The issue is whether \(f^{-1}\) is necessarily group homomorphic.
As \(f\) maps the identity element of \(G_1\) to the identity element of \(G_2\), \(f^{-1}\) maps the identity element of \(G_2\) to the identity element of \(G_1\).
For any \(g_{2, 1}, g_{2, 2} \in G_2\), \(f^{-1} (g_{2, 1} g_{2, 2}) = f^{-1} (g_{2, 1}) f^{-1} (g_{2, 2})\)? \(f (f^{-1} (g_{2, 1}) f^{-1} (g_{2, 2})) = f (f^{-1} (g_{2, 1})) f (f^{-1} (g_{2, 2})) = g_{2, 1} g_{2, 2}\), which means that \(f^{-1} (g_{2, 1} g_{2, 2}) = f^{-1} (g_{2, 1}) f^{-1} (g_{2, 2})\).

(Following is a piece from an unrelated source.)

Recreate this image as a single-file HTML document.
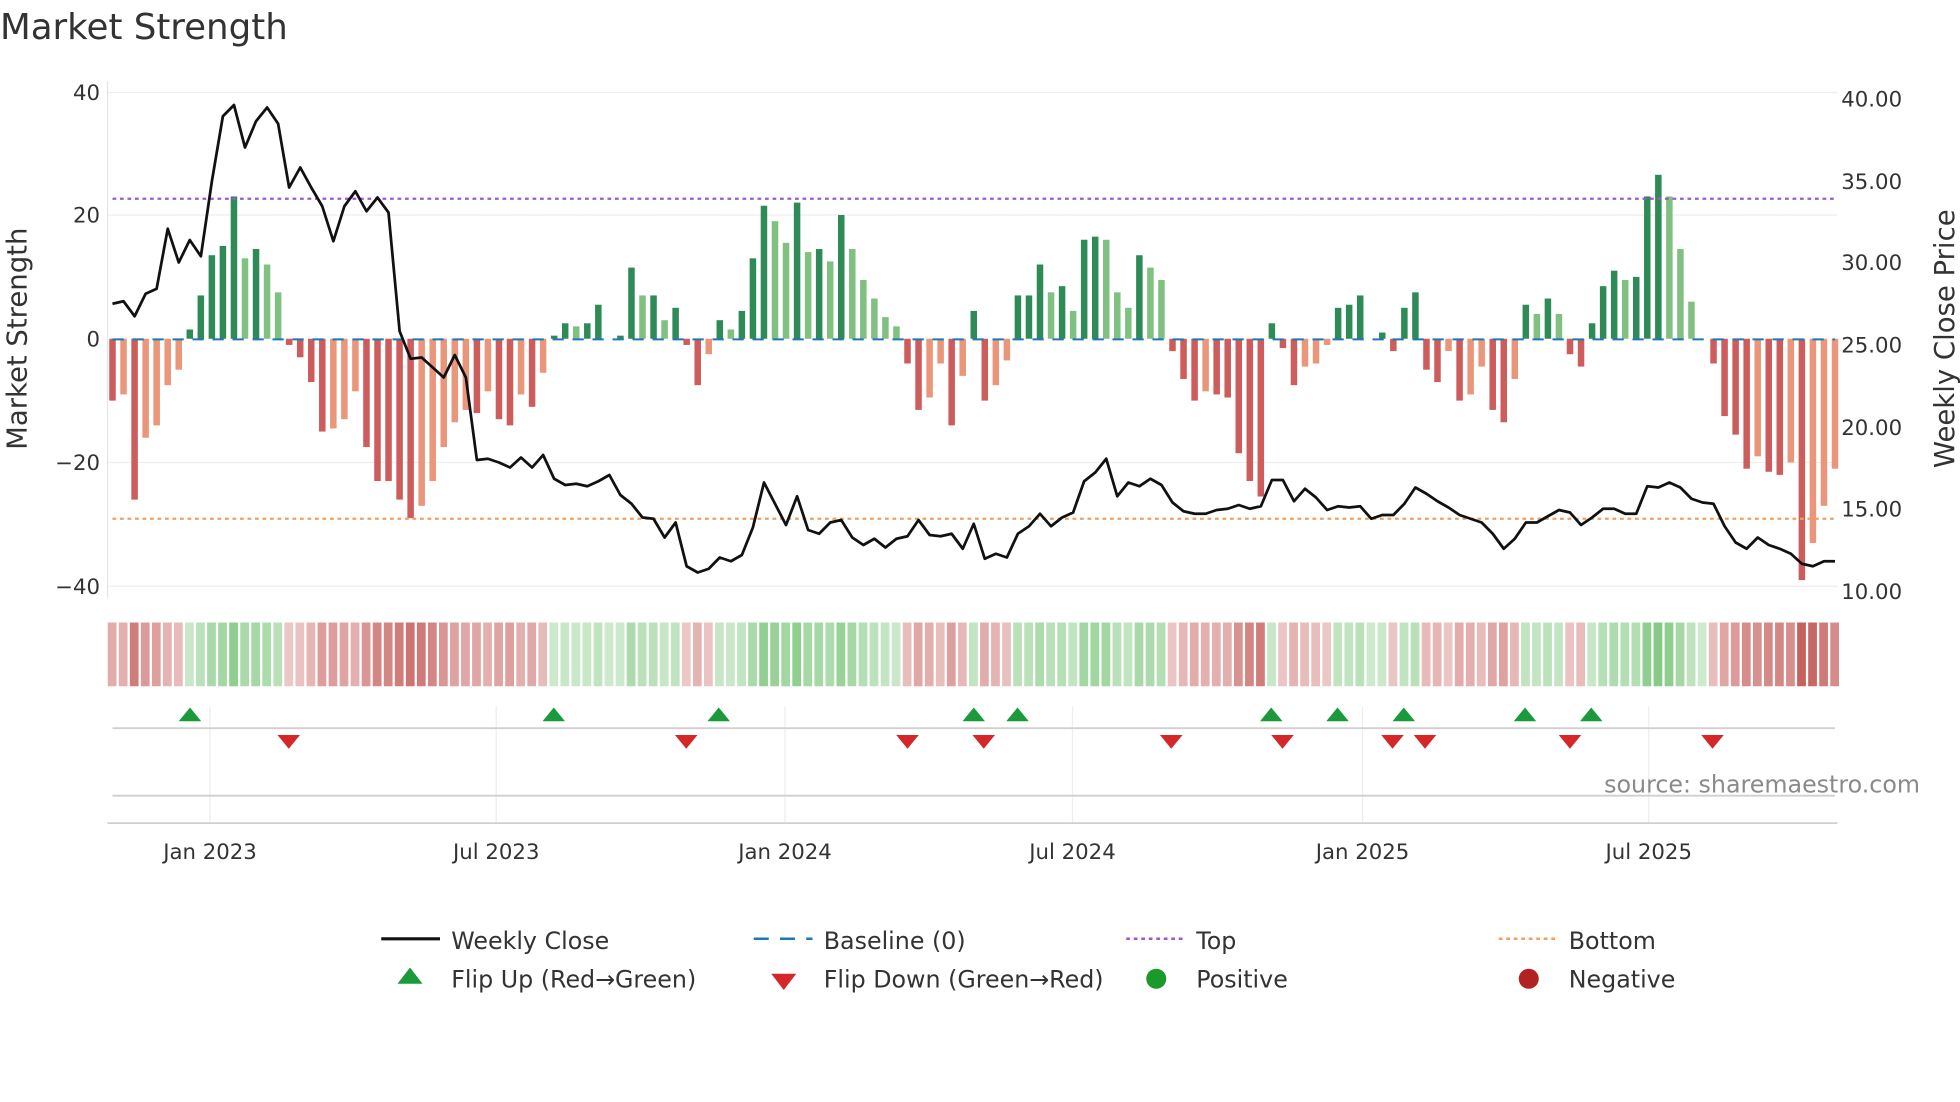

For any \(g_2 \in G_2\), \(f^{-1} ({g_2}^{-1}) = {f^{-1} (g_2)}^{-1}\)? \(f^{-1} ({g_2}^{-1}) f^{-1} (g_2) = f^{-1} ({g_2}^{-1} g_2) = f^{-1} (1) = 1\), which means that \(f^{-1} ({g_2}^{-1}) = {f^{-1} (g_2)}^{-1}\).
4: Note
In general, a bijective morphism of a category is not necessarily any %category name% isomorphism. For example, a bijective continuous map, which is a morphism of the 'topological spaces - continuous maps' category, is not necessarily a homeomorphism, which is a 'topological spaces - continuous maps' isomorphism.